Most factoring companies operate on a notification basis. In order words, they notify your customers when you sell your invoices, and also require the funds be routed to an account in the factoring company’s name instead of yours. For business owners who want control of all communications with their customers, this can be issue. If you value discretion, it’s vital to confirm that the accounts receivable financing company offers “non-notification factoring”, which lets you retain control over communications with your customers.
How Much Cash Up-Front?
An “advance” rate is the percent of the invoice face value that you’ll receive upfront. A fair advance rate is 70-90% of the face value of the invoice. So for example, if your customer owes you $1,000, you should expect to receive an advance payment of $900 to $700 to your account.
Factoring Minimums vs. Spot Factoring
Many traditional invoice factoring companies mandate as part of their factoring contract that businesses submit all of their invoices from particular customers to the factoring company. This is known as “whole ledge” factoring. In contrast, “spot factoring” or “single invoice discounting” allows you to decide which invoices you want the factoring company to advance. All things being equal, businesses is generally prefer the flexibility of spot factoring, as it gives them more control over the invoices to advance, and their financing costs.
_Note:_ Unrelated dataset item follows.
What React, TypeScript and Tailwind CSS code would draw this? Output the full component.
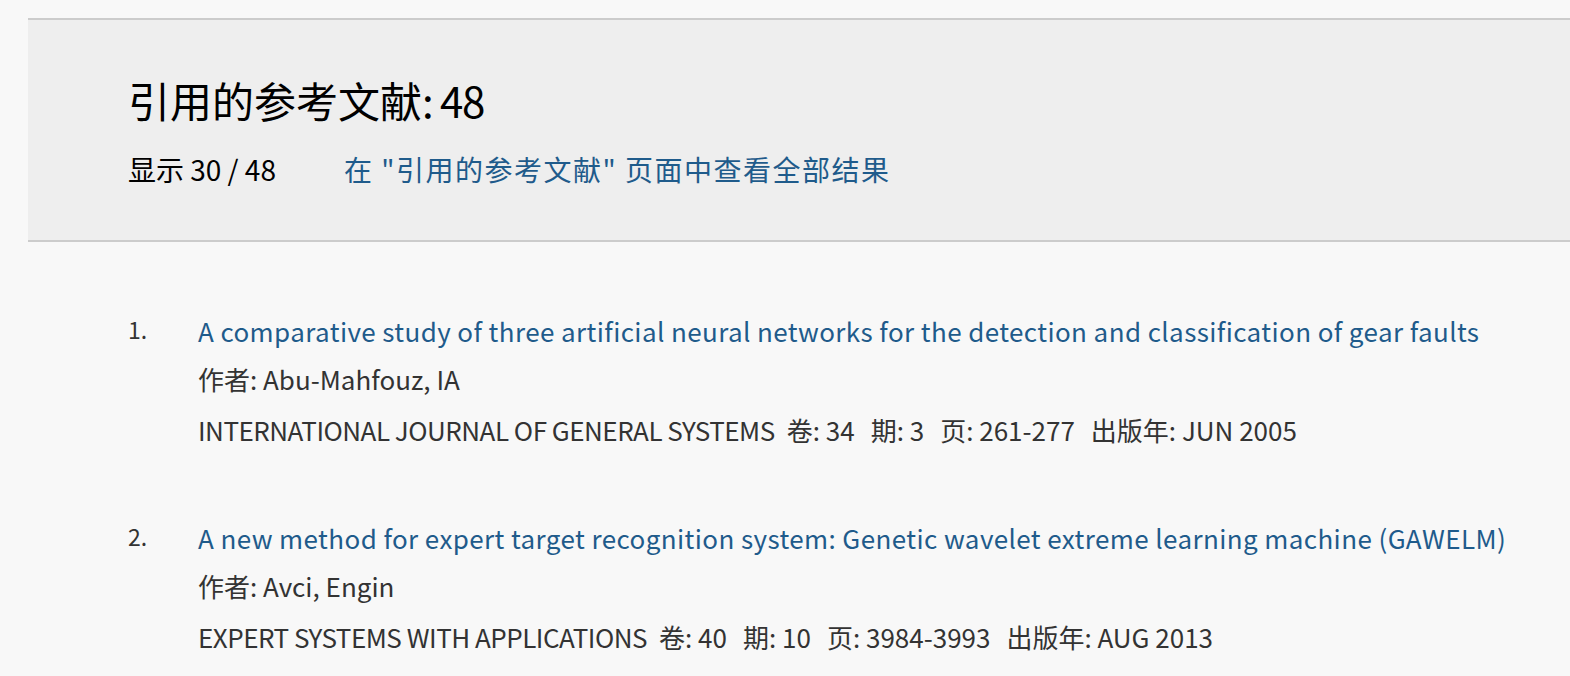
const refs = [
  {
    title: "A comparative study of three artificial neural networks for the detection and classification of gear faults",
    authors: "Abu-Mahfouz, IA",
    source: "INTERNATIONAL JOURNAL OF GENERAL SYSTEMS",
    volume: "34",
    issue: "3",
    pages: "261-277",
    published: "JUN 2005",
  },
  {
    title: "A new method for expert target recognition system: Genetic wavelet extreme learning machine (GAWELM)",
    authors: "Avci, Engin",
    source: "EXPERT SYSTEMS WITH APPLICATIONS",
    volume: "40",
    issue: "10",
    pages: "3984-3993",
    published: "AUG 2013",
  },
];

export default function App() {
  return (
    <div
      className="min-h-[676px] overflow-hidden bg-[#f8f8f8] pt-[18px] text-[#333]"
      style={{ fontFamily: '"Noto Sans CJK SC", "Noto Sans", sans-serif' }}
    >
      {/* Header panel */}
      <div className="ml-[28px] h-[224px] border-y-2 border-[#cccccc] bg-[#eeeeee] pl-[100px] pt-[55px]">
        <h1 className="text-[42px] leading-[50px] font-normal text-black">
          引用的参考文献<span className="tracking-[-1.5px]">: 48</span>
        </h1>
        <div className="mt-[27px] flex text-[28px] leading-[34px]">
          <span className="text-black">显示 30 / 48</span>
          <a href="#" className="ml-[68px] tracking-[1.5px] text-[#1f5b8b]">
            在 "引用的参考文献" 页面中查看全部结果
          </a>
        </div>
      </div>

      {/* Reference list */}
      <ol className="mt-[64px] pl-[128px]">
        {refs.map((r, i) => (
          <li key={i} className="mb-[58px] flex">
            <span className="w-[70px] shrink-0 pt-[3px] text-[23px] leading-[40px]">{i + 1}.</span>
            <div className="text-[26px] leading-[50px]">
              <a href="#" className="block tracking-[0.4px] text-[#1f5b8b]">
                {r.title}
              </a>
              <div className="-mt-[2px] mb-[1px]">作者: {r.authors}</div>
              <div className="flex">
                <span className="mr-[12px] tracking-[-0.5px]">{r.source}</span>
                <span className="mr-[16px]">卷: {r.volume}</span>
                <span className="mr-[16px]">期: {r.issue}</span>
                <span className="mr-[16px]">页: {r.pages}</span>
                <span>出版年: {r.published}</span>
              </div>
            </div>
          </li>
        ))}
      </ol>
    </div>
  );
}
A drawback however, is that spot factoring usually carries a cost premium in exchange for the added flexibility.
Deciding on a Factoring Company
Think about how important each of these criteria are for your business and look for a business partner that will provide you and your business with the optimal combination of features, flexibility and terms that you deserve. With a little research, you’ll find a partner and arrangement that offers you the funds, flexibility, transparency and terms that work for you. As a guiding principle, look for a partner you’ll want to work with long-term and don’t settle for anything less.